The Nehru Bridge is a major bridge over the river Sabarmati, and serves as an artery of major public transport for the city of Ahmedabad in the state of Gujarat, India. Built in the 1960s, it is a modern and larger bridge compared to the landmark Ellis Bridge, and is dedicated to Jawaharlal Nehru, India's first prime minister. One of the attractions of Ahmedabad City, the Patang Revolving Restaurant is situated near Nehru Bridge on the banks of Sabarmati River. The length of the bridge is approximately 950 meters in length and 22.6 meters in width, it features a steel-and-RCC superstructure supported by 12 piers and seven spans, including rocker-cum-roller bearings engineered to accommodate seismic activity.

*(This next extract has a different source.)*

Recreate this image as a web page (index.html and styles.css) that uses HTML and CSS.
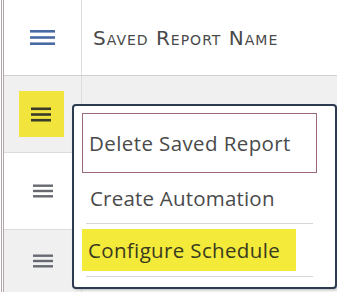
FILE: index.html
```html
<!DOCTYPE html>
<html>
<head>
<meta charset="utf-8">
<link rel="stylesheet" href="styles.css">
</head>
<body>
<div class="table">
  <div class="row head">
    <div class="cell icon-cell">
      <svg class="burger blue" width="25" height="17" viewBox="0 0 25 17"><rect x="0" y="1" width="25" height="2.6"/><rect x="0" y="7.2" width="25" height="2.6"/><rect x="0" y="13.4" width="25" height="2.6"/></svg>
    </div>
    <div class="cell name-cell"><span class="title">Saved Report Name</span></div>
  </div>
  <div class="row alt">
    <div class="cell icon-cell">
      <div class="hl-btn">
        <svg class="burger dark" width="20" height="15" viewBox="0 0 20 15"><rect x="0" y="0.5" width="20" height="2.6"/><rect x="0" y="6.2" width="20" height="2.6"/><rect x="0" y="11.9" width="20" height="2.6"/></svg>
      </div>
    </div>
    <div class="cell name-cell"></div>
  </div>
  <div class="row">
    <div class="cell icon-cell">
      <svg class="burger gray" width="20" height="14" viewBox="0 0 20 14"><rect x="0" y="0.5" width="20" height="2.4"/><rect x="0" y="5.8" width="20" height="2.4"/><rect x="0" y="11.1" width="20" height="2.4"/></svg>
    </div>
    <div class="cell name-cell link-cell"><a class="link">Template</a></div>
  </div>
  <div class="row alt last">
    <div class="cell icon-cell">
      <svg class="burger gray" width="20" height="14" viewBox="0 0 20 14"><rect x="0" y="0.5" width="20" height="2.4"/><rect x="0" y="5.8" width="20" height="2.4"/><rect x="0" y="11.1" width="20" height="2.4"/></svg>
    </div>
    <div class="cell name-cell link-cell"><a class="link">Events E</a></div>
  </div>
</div>

<div class="menu">
  <div class="item boxed">Delete Saved Report</div>
  <div class="item plain">Create Automation</div>
  <div class="sep"></div>
  <div class="item yellow">Configure Schedule</div>
  <div class="sep"></div>
</div>
</body>
</html>
```

FILE: styles.css
```css
html, body {
  margin: 0;
  padding: 0;
  width: 337px;
  height: 292px;
  overflow: hidden;
  background: #ffffff;
  font-family: "Open Sans", "Liberation Sans", sans-serif;
}

.table {
  margin-left: 1px;
  border-left: 3px double #b3a7aa;
  height: 292px;
  display: flex;
  flex-direction: column;
}

.row {
  display: grid;
  grid-template-columns: 78px 1fr;
  height: 76px;
  border-bottom: 1px solid #dcdcdc;
  background: #ffffff;
}

.row.head {
  height: 75px;
  border-bottom: 1px solid #cfcfcf;
}

.row.alt {
  background: #f0f0f0;
}

.row.last {
  flex: 1;
  border-bottom: none;
}

.cell {
  display: flex;
  align-items: center;
}

.icon-cell {
  justify-content: center;
  border-right: 1px solid #dedede;
}

.burger.blue { fill: #4a6aa3; }
.burger.dark { fill: #3b3b2a; }
.burger.gray { fill: #666a70; }

.hl-btn {
  width: 45px;
  height: 46px;
  background: #f1e43d;
  display: flex;
  align-items: center;
  justify-content: center;
  margin-left: -3px;
}

.name-cell {
  padding-left: 11px;
  overflow: hidden;
}

.title {
  font-family: "DejaVu Sans", "Verdana", sans-serif;
  font-variant: small-caps;
  font-size: 20px;
  color: #4a4a4a;
  letter-spacing: 1px;
  margin-top: 1px;
  white-space: nowrap;
}

.link-cell {
  justify-content: flex-end;
  white-space: nowrap;
}

.link {
  color: #3a5ca8;
  text-decoration: underline;
  font-size: 20px;
  margin-right: -2px;
}

.row.last .link-cell {
  align-items: flex-start;
  padding-top: 26px;
}

.menu {
  position: absolute;
  left: 72px;
  top: 104px;
  width: 253px;
  height: 174px;
  border: 2px solid #2d3b50;
  border-radius: 4px;
  background: #ffffff;
  box-shadow: 1px 1px 2px rgba(0,0,0,0.2);
  padding: 7px 0 0 8px;
  display: flex;
  flex-direction: column;
}

.item {
  font-size: 20.5px;
  color: #4a4a4a;
  letter-spacing: 0.2px;
  padding-left: 6px;
  box-sizing: border-box;
  display: flex;
  align-items: center;
  white-space: nowrap;
}

.item.boxed {
  width: 235px;
  height: 60px;
  border: 1px solid #9c6b78;
  letter-spacing: 0.4px;
}

.item.plain {
  height: 50px;
  padding-left: 8px;
}

.sep {
  margin-left: 4px;
  width: 227px;
  height: 1px;
  flex: none;
  background: #d6d6d6;
}

.item.yellow {
  margin-top: 5px;
  width: 214px;
  height: 42px;
  background: #f3ea3a;
  color: #3a3a20;
  margin-bottom: 5px;
  flex: none;
  letter-spacing: 0.35px;
}
```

The bridge remains vital to city traffic and underwent major structural refurbishment in 2021 to ensure continued service.

== History ==
Nehru Bridge was constructed in the early 1960s. It serves as a major crossing of the Sabarmati River in Ahmedabad. The bridge's foundation stone was laid in 1956 by then Bombay Chief Minister Morarji Desai, and it was officially inaugurated around 1962 by Prime Minister Jawaharlal Nehru. It was designed to connect the older city of Ahmedabad with the expanding western areas, it complemented earlier crossings like Ellis and Gandhi Bridges, establishing itself as a vital component of Ahmedabad.s road network.

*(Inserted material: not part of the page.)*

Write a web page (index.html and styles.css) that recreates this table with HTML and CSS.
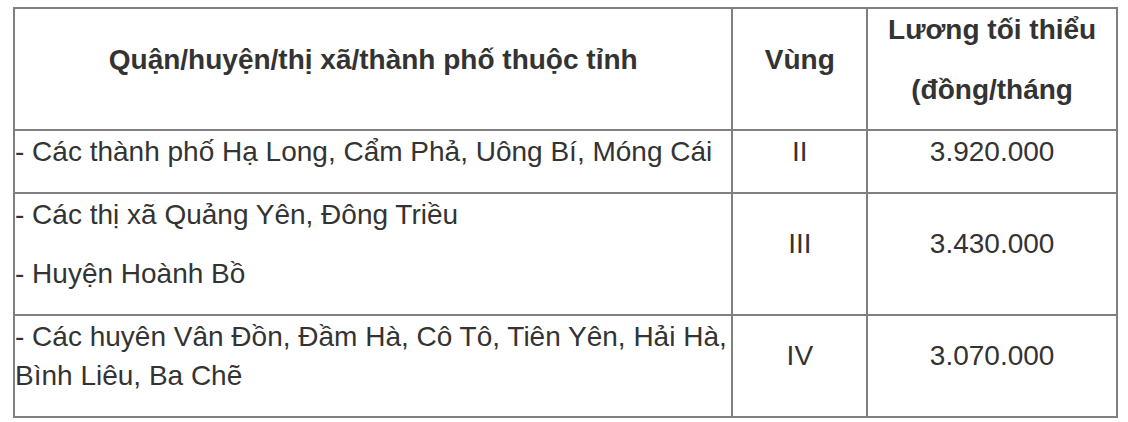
FILE: index.html
```html
<!DOCTYPE html>
<html lang="vi">
<head>
<meta charset="utf-8">
<title>Lương tối thiểu vùng</title>
<link rel="stylesheet" href="styles.css">
</head>
<body>
<table class="wage-table">
  <colgroup>
    <col class="col-area">
    <col class="col-zone">
    <col class="col-wage">
  </colgroup>
  <thead>
    <tr>
      <th><p>Quận/huyện/thị xã/thành phố thuộc tỉnh</p></th>
      <th><p>Vùng</p></th>
      <th><p>Lương tối thiểu</p><p>(đồng/tháng</p></th>
    </tr>
  </thead>
  <tbody>
    <tr>
      <td class="area"><p>- Các thành phố Hạ Long, Cẩm Phả, Uông Bí, Móng Cái</p></td>
      <td class="center"><p>II</p></td>
      <td class="center"><p>3.920.000</p></td>
    </tr>
    <tr>
      <td class="area"><p>- Các thị xã Quảng Yên, Đông Triều</p><p>- Huyện Hoành Bồ</p></td>
      <td class="center"><p>III</p></td>
      <td class="center"><p>3.430.000</p></td>
    </tr>
    <tr>
      <td class="area"><p>- Các huyên Vân Đồn, Đầm Hà, Cô Tô, Tiên Yên, Hải Hà, Bình Liêu, Ba Chẽ</p></td>
      <td class="center"><p>IV</p></td>
      <td class="center"><p>3.070.000</p></td>
    </tr>
  </tbody>
</table>
</body>
</html>
```
FILE: styles.css
```css
html, body {
  background: #ffffff;
}
body {
  margin: 0;
  padding: 7px 0 0 13px;
}
.wage-table {
  border-collapse: collapse;
  width: 1105px;
  font-family: "Liberation Sans", Arial, Helvetica, sans-serif;
  font-size: 28px;
  line-height: 39.5px;
  color: #333333;
}
.col-area { width: 720px; }
.col-zone { width: 135px; }
.col-wage { width: 250px; }
.wage-table th,
.wage-table td {
  border: 2px solid #808080;
  padding: 1px 1px 0 1px;
  vertical-align: middle;
  text-align: center;
}
.wage-table th {
  font-weight: bold;
}
.wage-table td.area {
  text-align: left;
  padding-left: 0;
}
.wage-table p {
  margin: 0 0 20px 0;
}
```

In March 2021, Nehru Bridge underwent a major structural overhaul as hydraulic jacks lifted the deck by 50 mm, and 126 out of 144 bearings along with all expansion joints were replaced to extend its lifespan. The work, spanning approximately 45 days and costing ₹3.25 crore, included grouting pier cracks, greasing bearings, and updating expansion joints. The bridge reopened by late April 2021.

== Structure ==
The Nehru bridge spans approximately 950 m in length and 22.6 m in width, comprising a steel-and-RCC slab superstructure that accommodates multiple lanes and broad pedestrian walkways on either side. It is supported by seven spans, of which five are 18.9 m long and two are 11.3 m, all resting on 12 piers, each fitted with 12 rocker-cum-roller bearings. The bridge's foundation and deck were engineered to withstand both Sabarmati's currents and Ahmedabad's seismic conditions, combining concrete and steel for durability and minimalistic design.